Coq au Vin Blanc
Source of Recipe
Internet
List of Ingredients
2 T butter or margarine
3-1/2 lb chicken, cut in quarters (3 to 3 1/2lb)
18 sm white onions, trimmed (12-18)
4 sm carrots, peeled and cut diagonally in 1-1/2" pieces
2 cloves garlic, minced
2 T brandy
2 c dry white wine
1 T finely chopped parsley
1 bay leaf
1 t salt
1/4 t ground white pepper
1/4 t dried thyme leaves, crushed
1/8 t ground cloves
1 pk (8oz) frozen sugar snap peas
Recipe
In a large skillet over medium-high heat, melt the butter. Add chicken pieces
skin side down and brown well. Using tongs, turn chicken pieces to brown on
all sides. Transfer chicken pieces to a large baking dish. Set aside.

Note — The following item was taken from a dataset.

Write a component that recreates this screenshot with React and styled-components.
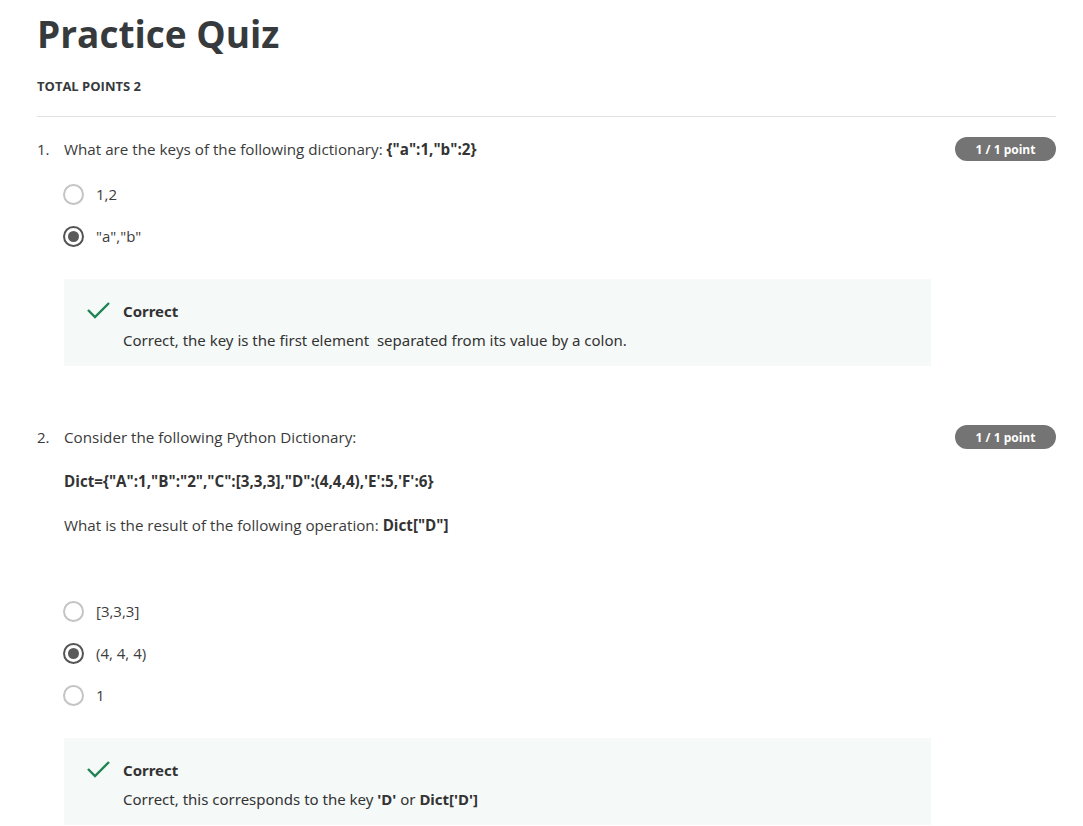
import React from 'react';
import styled, { createGlobalStyle } from 'styled-components';

const GlobalStyle = createGlobalStyle`
  body {
    margin: 0;
    background: #ffffff;
    font-family: 'Open Sans', 'Noto Sans', sans-serif;
    color: #373a3c;
  }
`;

const Page = styled.div`
  padding: 12px 27px 0 37px;
`;

const Title = styled.h1`
  margin: 0;
  font-size: 37px;
  line-height: 43px;
  font-weight: 700;
  color: #373a3c;
`;

const TotalPoints = styled.div`
  margin-top: 21px;
  font-size: 13px;
  line-height: 20px;
  font-weight: 700;
  text-transform: uppercase;
  color: #373a3c;
`;

const Divider = styled.hr`
  margin: 20px 0 0 0;
  border: none;
  border-top: 1px solid #e1e1e1;
`;

const QuestionBlock = styled.section`
  margin-top: ${(p) => p.$top}px;
`;

const QuestionRow = styled.div`
  display: flex;
  align-items: flex-start;
  justify-content: space-between;
`;

const QuestionBody = styled.div`
  display: flex;
  flex: 1;
`;

const Number = styled.span`
  width: 27px;
  flex-shrink: 0;
  font-size: 15px;
  line-height: 24px;
`;

const Prompt = styled.div`
  display: flex;
  flex-direction: column;
  gap: 20px;
  font-size: 15.2px;
  line-height: 24px;
  color: #3a3a3a;

  p {
    margin: 0;
  }
  b {
    font-weight: 700;
    color: #333;
  }
`;

const PointBadge = styled.span`
  width: 101px;
  height: 24px;
  border-radius: 12px;
  background: #747474;
  color: #ffffff;
  font-size: 12px;
  font-weight: 700;
  display: flex;
  align-items: center;
  justify-content: center;
  flex-shrink: 0;
`;

const Options = styled.div`
  margin: ${(p) => p.$top}px 0 0 26px;
  display: flex;
  flex-direction: column;
`;

const Option = styled.label`
  height: 42px;
  display: flex;
  align-items: center;
  gap: 12px;
  font-size: 15px;
  color: #3c3c3c;
`;

const Radio = styled.span`
  width: 21px;
  height: 21px;
  box-sizing: border-box;
  border-radius: 50%;
  border: 2px solid ${(p) => (p.$checked ? '#545454' : '#c4c4c4')};
  display: flex;
  align-items: center;
  justify-content: center;

  &::after {
    content: '';
    width: 11px;
    height: 11px;
    border-radius: 50%;
    background: ${(p) => (p.$checked ? '#5a5a5a' : 'transparent')};
  }
`;

const Feedback = styled.div`
  margin: 22px 125px 0 27px;
  background: #f5f9f8;
  padding: 20px 24px 14px 23px;
  display: flex;
  gap: 13px;
  font-family: 'Noto Sans', 'Open Sans', sans-serif;
`;

const CheckIcon = styled.svg`
  width: 23px;
  height: 24px;
  flex-shrink: 0;
`;

const FeedbackText = styled.div`
  font-size: 15px;
  line-height: 24px;
  color: #333333;

  b {
    font-weight: 700;
  }
`;

const FeedbackTitle = styled.div`
  font-weight: 700;
  font-size: 15px;
  margin-bottom: 5px;
`;

const Check = () => (
  <CheckIcon viewBox="0 0 23 24">
    <path d="M1 11 L8 18 L22 4" fill="none" stroke="#1f8354" strokeWidth="2.4" />
  </CheckIcon>
);

const App = () => (
  <>
    <GlobalStyle />
    <Page>
      <Title>Practice Quiz</Title>
      <TotalPoints>Total points 2</TotalPoints>
      <Divider />

      <QuestionBlock $top={20}>
        <QuestionRow>
          <QuestionBody>
            <Number>1.</Number>
            <Prompt>
              <p>
                What are the keys of the following dictionary: <b>{'{"a":1,"b":2}'}</b>
              </p>
            </Prompt>
          </QuestionBody>
          <PointBadge>1 / 1 point</PointBadge>
        </QuestionRow>
        <Options $top={12}>
          <Option>
            <Radio />
            1,2
          </Option>
          <Option>
            <Radio $checked />
            "a","b"
          </Option>
        </Options>
        <Feedback>
          <Check />
          <FeedbackText>
            <FeedbackTitle>Correct</FeedbackTitle>
            Correct, the key is the first element{'\u00a0'} separated from its value by a colon.
          </FeedbackText>
        </Feedback>
      </QuestionBlock>

      <QuestionBlock $top={59}>
        <QuestionRow>
          <QuestionBody>
            <Number>2.</Number>
            <Prompt>
              <p>Consider the following Python Dictionary:</p>
              <p>
                <b>{`Dict={"A":1,"B":"2","C":[3,3,3],"D":(4,4,4),'E':5,'F':6}`}</b>
              </p>
              <p>
                What is the result of the following operation: <b>Dict["D"]</b>
              </p>
            </Prompt>
          </QuestionBody>
          <PointBadge>1 / 1 point</PointBadge>
        </QuestionRow>
        <Options $top={53}>
          <Option>
            <Radio />
            [3,3,3]
          </Option>
          <Option>
            <Radio $checked />
            (4, 4, 4)
          </Option>
          <Option>
            <Radio />1
          </Option>
        </Options>
        <Feedback>
          <Check />
          <FeedbackText>
            <FeedbackTitle>Correct</FeedbackTitle>
            Correct, this corresponds to the key <b>'D'</b> or <b>Dict['D']</b>
          </FeedbackText>
        </Feedback>
      </QuestionBlock>
    </Page>
  </>
);

export default App;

Preheat oven to 350F. To drippings that remain in skillet, add onions,
carrots and garlic. Saute over medium-high heat until onions and carrots are
lightly browned.
Add brandy to skillet. Holding skillet with a pot holder, carefully but
quickly ignite the brandy. Shake skillet gently until the flames subside. Add
wine, parsley, bay leaf, salt, pepper, thyme and ground cloves.
Increase heat to high and bring the carrot mixture to boiling, stirring
frequently. Remove skillet from heat. Using a large spoon, transfer the
carrot mixture to the chicken in the baking dish.
Cover baking dish with lid or aluminum foil. Place on center rack of oven and
bake 30 minutes. Uncover dish and distribute sugar snap peas evenly over the
chicken and carrot mixture.
Cover baking dish and bake 30 minutes longer or until juices run clear when
chicken is pierced with a fork and vegetables are tender. Remove bay leaf.
Transfer to a decorative serving platter.
RED WINE VARIATION: To make a more classic version of this chicken dish,
substitute a hearty red wine, such as Burgundy, Beaujolais or Chianti, for
the white wine. Add 1/2 1b tiny white mushrooms to the skillet when the
carrots are added and stir 1/2 tablespoon tomato paste into the carrot
mixture just before the chicken goes into the oven.